Franz Müntefering planlanan reformların SPD’nin başka bir yöne gittiğinin göstergesi olduğunu reddediyor.
Agenda 2010’nun, son yirmi yıldaki ekonomi politikalarını belirleyen görüşlere dayandığını en azından kabul etmek gerekiyor. Juso’lar olarak bunlara hep karşı çıktık. Ve bu görüşler insanlara daha fazla istihdam ve daha fazla refah getirmediler.
Juso’lar SPD’nin hükümeti olma yetisini tehlikeye mi sokuyorlar?
Tam tersine. Biz hükümet yetisini korumak için mücadele ediyoruz. İnsanların yaşam durumlarını düzeltmeyi, özellikle gelecek perspektifi olmayan bir milyondan fazla genç için iş ve eğitim yeri yaratmayı beceremezsek, yerel yönetimlerin özellikle yapısal zayıflığı olan Doğu Almanya bölgelerinde - yatırım gücünü yükseltemezsek, o zaman hükümet yetimizi ve çoğunluğumuzu kaybedeceğiz.

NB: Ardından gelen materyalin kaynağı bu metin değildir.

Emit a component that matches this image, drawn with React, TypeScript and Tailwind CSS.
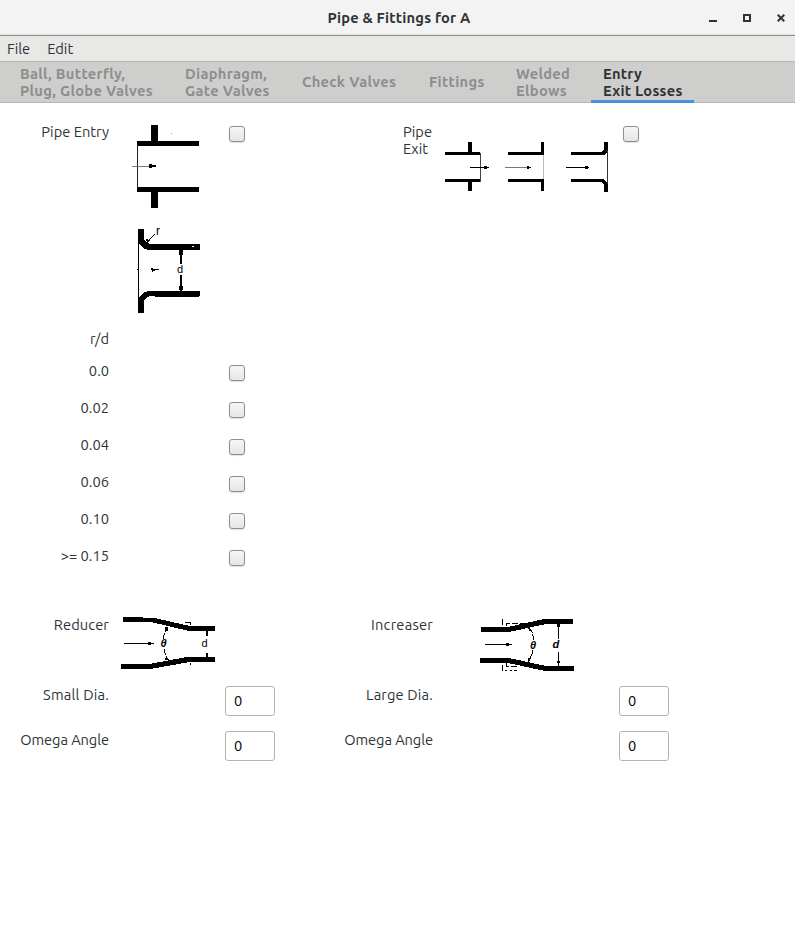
import type { ReactNode } from "react";

function Checkbox() {
  return (
    <button
      role="checkbox"
      aria-checked="false"
      className="block size-4 rounded-[3px] border border-[#8e8e88] bg-linear-to-b from-[#f6f6f6] to-[#e6e6e4] shadow-[0_1px_1px_rgba(0,0,0,0.12)]"
    />
  );
}

function NumberEntry() {
  return (
    <input
      defaultValue="0"
      className="block h-[30px] w-[50px] rounded-[3px] border border-[#b4b4b2] bg-white px-2 pb-[2px] text-[14.667px] text-black outline-none"
    />
  );
}

function Label({ children, className = "" }: { children: ReactNode; className?: string }) {
  return <span className={`text-right whitespace-nowrap ${className}`}>{children}</span>;
}

const diaText = { fontFamily: "Liberation Sans, sans-serif" };

function PipeEntryDrawing() {
  return (
    <svg width="72" height="90" viewBox="130 121 72 90" shapeRendering="crispEdges">
      <path d="M151 125h7v16h-7zM137 141h62v5h-62zM137 187h62v5h-62zM151 191h7v17h-7z" />
      <path d="M137.500 145v43" stroke="#222" />
      <path d="M132 166h17v1h-17z" fill="#777" />
      <path d="M149 164h3v1h4v2h-4v1h-3z" />
      <path d="M171 133h1v1h-1z" fill="#999" />
    </svg>
  );
}

function RoundedEntryDrawing() {
  return (
    <svg width="72" height="90" viewBox="130 227 72 90" shapeRendering="crispEdges" className="overflow-visible">
      <path d="M138 229h6v11l3 3 4 1h49v6h-52l-5-2-5-6zM138 313h6v-13l3-3 4-1h49v-5h-52l-5 2-5 6z" />
      <path d="M138.500 238v65" stroke="#000" />
      <path d="M137 269h2v1h-2zM151 268h2v1h6v1h-4v1h-2v1h-1v-2h-1z" />
      <path d="M181 250v14M181 275v16" stroke="#000" strokeWidth="2" />
      <path d="M155 234l-7 7" stroke="#000" fill="none" />
      <path d="M179 250h4v5h-4zM179 286h4v4h-4zM146 239l4 1-3 3z" />
      <path d="M192 246h2v1h-2z" fill="#fff" />
      <path d="M155 295h44v1.500h-44z" />
      <text x="156" y="235" fontSize="12" style={diaText}>r</text>
      <text x="177" y="273" fontSize="11" style={diaText}>d</text>
    </svg>
  );
}

function PipeExitDrawing() {
  return (
    <svg width="168" height="54" viewBox="443 140 168 54" shapeRendering="crispEdges">
      <path d="M445 152h35v3h-35zM445 179h35v3h-35zM468 142h4v11h-4zM468 181h4v10h-4z" />
      <path d="M480.500 153v29" stroke="#444" />
      <path d="M470 167.500h15" stroke="#000" />
      <path d="M484 166h3v1h2v1h-2v1h-3z" />
      <path d="M508 152h36v3h-36zM508 179h36v3h-36zM541 142h3v11h-3zM541 181h3v10h-3z" />
      <path d="M543.500 155v24" stroke="#bbb" />
      <path d="M505 167.500h23" stroke="#777" />
      <path d="M527 166h2v1h2v1h-2v1h-2z" />
      <path d="M571 152h30l3-2v-8h4v9l-4 4h-33zM571 182h30l3 3v7h4v-8l-5-5h-32z" />
      <path d="M607.500 150v34" stroke="#333" />
      <path d="M566 167.500h20" stroke="#000" />
      <path d="M585 166h3v1h1v1h-1v1h-3z" />
    </svg>
  );
}

function ReducerDrawing() {
  return (
    <svg width="96" height="56" viewBox="120 615 96 56" shapeRendering="crispEdges">
      <path d="M123 617h20v1h12l17 4 18 4h25v5h-26l-38-9h-28zM121 664h28l38-7h28v5h-25l-40 7h-29z" />
      <path d="M124 643.500h26" stroke="#000" />
      <path d="M148 642h3v1h3v1h-3v1h-3z" />
      <path d="M167.500 627q-4 6-4 13M164.500 649q0 7 4 11" stroke="#000" strokeDasharray="6 1" fill="none" />
      <path d="M165 627h3v4h-3zM166 656l3 4h-4zM185 622h5v1h-5zM190 622h1v3h-1zM190 663h1v2h-1z" />
      <path d="M207 631v5M207 653v5" stroke="#000" strokeWidth="2" />
      <text x="160.500" y="647" fontSize="11" fontStyle="italic" fontWeight="bold" style={diaText}>θ</text>
      <text x="201.500" y="647" fontSize="11" style={diaText}>d</text>
    </svg>
  );
}

function IncreaserDrawing() {
  return (
    <svg width="96" height="56" viewBox="479 616 96 56" shapeRendering="crispEdges">
      <path d="M481 627h27l36-8h29v5h-27l-37 8h-28zM480 658h29l37 8h28v5h-29l-37-8h-28z" />
      <path d="M485 644.500h22" stroke="#000" />
      <path d="M506 643h3v1h3v1h-3v1h-3z" />
      <path d="M502.500 619v6M506.500 626v-2.500h18M502.500 665v5.500h4M510 670.500h2M514 670.500h3M506.500 662v4h12" stroke="#000" fill="none" strokeDasharray="6 2" />
      <path d="M529.500 628q4 5 4 12M533 650q-1 6-5 12" stroke="#000" fill="none" strokeDasharray="6 1" />
      <path d="M528 627l3 4h-2zM528 658h3l-2 4h-1z" />
      <path d="M558.500 624v15M558.500 652v14" stroke="#000" strokeWidth="1.300" />
      <path d="M557 624h3v3h-3zM557 661h3l-1 4h-1z" />
      <text x="530" y="649" fontSize="11" fontStyle="italic" fontWeight="bold" style={diaText}>θ</text>
      <text x="552.500" y="648" fontSize="11" fontStyle="italic" fontWeight="bold" style={diaText}>d</text>
    </svg>
  );
}

const tabs = [
  { lines: ["Ball, Butterfly,", "Plug, Globe Valves"], box: "w-[157px]" },
  { lines: ["Diaphragm,", "Gate Valves"], box: "w-[109px]" },
  { lines: ["Check Valves"], box: "w-[119px]" },
  { lines: ["Fittings"], box: "w-[79px]" },
  { lines: ["Welded", "Elbows"], box: "w-[79px]" },
  { lines: ["Entry", "Exit Losses"], box: "w-[103px]", active: true },
];

const ratios = ["0.0", "0.02", "0.04", "0.06", "0.10", ">= 0.15"];

const row = "grid grid-cols-[109px_116px_50px_158px_186px_50px] items-start";

export default function App() {
  return (
    <div className="flex h-[926px] w-[795px] flex-col overflow-hidden bg-white font-['Ubuntu','Noto_Sans',sans-serif] text-[14.667px] leading-[17px] text-[#2e3436]">
      <header className="grid h-9 grid-cols-[1fr_auto_1fr] items-center border-b border-[#8e8e86] bg-[#f3f3f3] shadow-[inset_0_-1px_0_#e2e2e0]">
        <span />
        <h1 className="pl-[3px] font-bold tracking-[0.2px]">Pipe &amp; Fittings for A</h1>
        <div className="flex items-center justify-end gap-[26px] pr-[10px]">
          <svg width="8" height="8" shapeRendering="crispEdges"><path d="M0 6h8v2H0z" fill="#2e3436" /></svg>
          <svg width="8" height="8" shapeRendering="crispEdges"><path d="M1 1h6v6H1z" fill="none" stroke="#2e3436" strokeWidth="2" /></svg>
          <svg width="8" height="8"><path d="M.7.7l6.600 6.600M7.300.7L.7 7.300" stroke="#2e3436" strokeWidth="2" /></svg>
        </div>
      </header>
      <nav className="flex h-[26px] items-center gap-[17px] border-b border-[#b6b6b3] bg-[#e8e8e6] px-[7px] pb-[1px]">
        <span>File</span>
        <span>Edit</span>
      </nav>
      <div className="flex h-[41px] gap-2 border-b border-[#b6b6b3] bg-[#cececc] pl-2 font-bold tracking-[0.32px]">
        {tabs.map((tab) => (
          <div
            key={tab.lines[0]}
            className={`flex h-[41px] flex-col justify-center px-3 whitespace-nowrap ${tab.box} ${
              tab.active ? "border-b-[3px] border-[#4a90d9] pt-[1px] tracking-[0.25px]" : "pb-[2px] text-[#8b8e8f]"
            }`}
          >
            {tab.lines.map((line) => (
              <span key={line}>{line}</span>
            ))}
          </div>
        ))}
      </div>
      <main className="flex flex-1 flex-col pt-[18px]">
        <div className={`${row} h-[106px]`}>
          <Label className="pt-[2px]">Pipe Entry</Label>
          <div className="pl-[21px]"><PipeEntryDrawing /></div>
          <div className="pt-[5px] pl-1"><Checkbox /></div>
          <div className="pt-[2px] pl-[128px]">Pipe<br />Exit</div>
          <div className="pt-[19px] pl-[10px]"><PipeExitDrawing /></div>
          <div className="pt-[5px] pl-1"><Checkbox /></div>
        </div>
        <div className={`${row} h-[103px]`}>
          <span />
          <div className="pl-[21px]"><RoundedEntryDrawing /></div>
        </div>
        <div className={`${row} h-[32px]`}>
          <Label>r/d</Label>
        </div>
        {ratios.map((ratio) => (
          <div key={ratio} className={`${row} h-[37px]`}>
            <Label>{ratio}</Label>
            <span />
            <div className="pt-[3px] pl-1"><Checkbox /></div>
          </div>
        ))}
        <div className={`${row} mt-[31px] h-[71px]`}>
          <Label className="pt-[1px] tracking-[0.1px]">Reducer</Label>
          <div className="pl-[11px]"><ReducerDrawing /></div>
          <span />
          <Label className="pt-[1px] tracking-[0.2px]">Increaser</Label>
          <div className="pt-[1px] pl-[46px]"><IncreaserDrawing /></div>
        </div>
        {["Small Dia.", "Omega Angle"].map((name, i) => (
          <div key={name} className={`${row} h-[45px]`}>
            <Label className={i === 0 ? "tracking-[0.2px]" : "tracking-[-0.08px]"}>{name}</Label>
            <span />
            <NumberEntry />
            <Label className={i === 0 ? "tracking-[0.15px]" : "tracking-[-0.08px]"}>{i === 0 ? "Large Dia." : name}</Label>
            <span />
            <NumberEntry />
          </div>
        ))}
      </main>
    </div>
  );
}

Üyeler kararı istemi başladı. Şimdi ise bazı girişimciler, bu istemi geriye almayı düşündüklerini belirtiyorlar. Bu nasıl olacak?
Konunun formel yönü üzerine girişimciler düşünmeli. Ben bu girişimin saydam ve meşru demokratik bir enstruman olduğunu ve girişimcilere karşı geliştirilen kişisel saldırıların gerekçesiz olduğunu düşünüyorum.
Hükümet üyeleri arasında size yöneltilen sert eleştirilerden sonra, ekonomi bakanı Wolfgang Clement’in istifa etmesi talebinizi halen ileri sürüyor musunuz?
Wolfgang Clement sahiden işi zora sürüyor. İşten çıkarmalardan korunma üzerine gereksiz bir tartışma yürüttük. Wolfgang Clement hükümet programı içerisindeki altyapısı zayıf bölgelerdeki 100 bin genç için işyeri programını gerçekleştirmedi. Ve çıraklık yeri açmayan işverenlere karşı Şansölyenin cezaî ödeme tehditine karşı kamuoyunda itiraz etti. Eğer Wolfgang Clement Şansölyenin çizgisine gelseydi, biz Genç Sosyalistler hoşnut olurduk.
Yani istifa?
Dedim ya, bu politikaya devam ettiği sürece bu hükümette yeri olmaması gerekir.
Yani halen istifa?
Ben, Wolfgang Clement’in politikasını eleştirdim ve bu eleştirimin arkasındayım. Eğer bir bakan kamuoyunda Şansölyenin politikasına itiraz ederse, bu bakanın kime bağlı olduğu sorusu sorulmalıdır.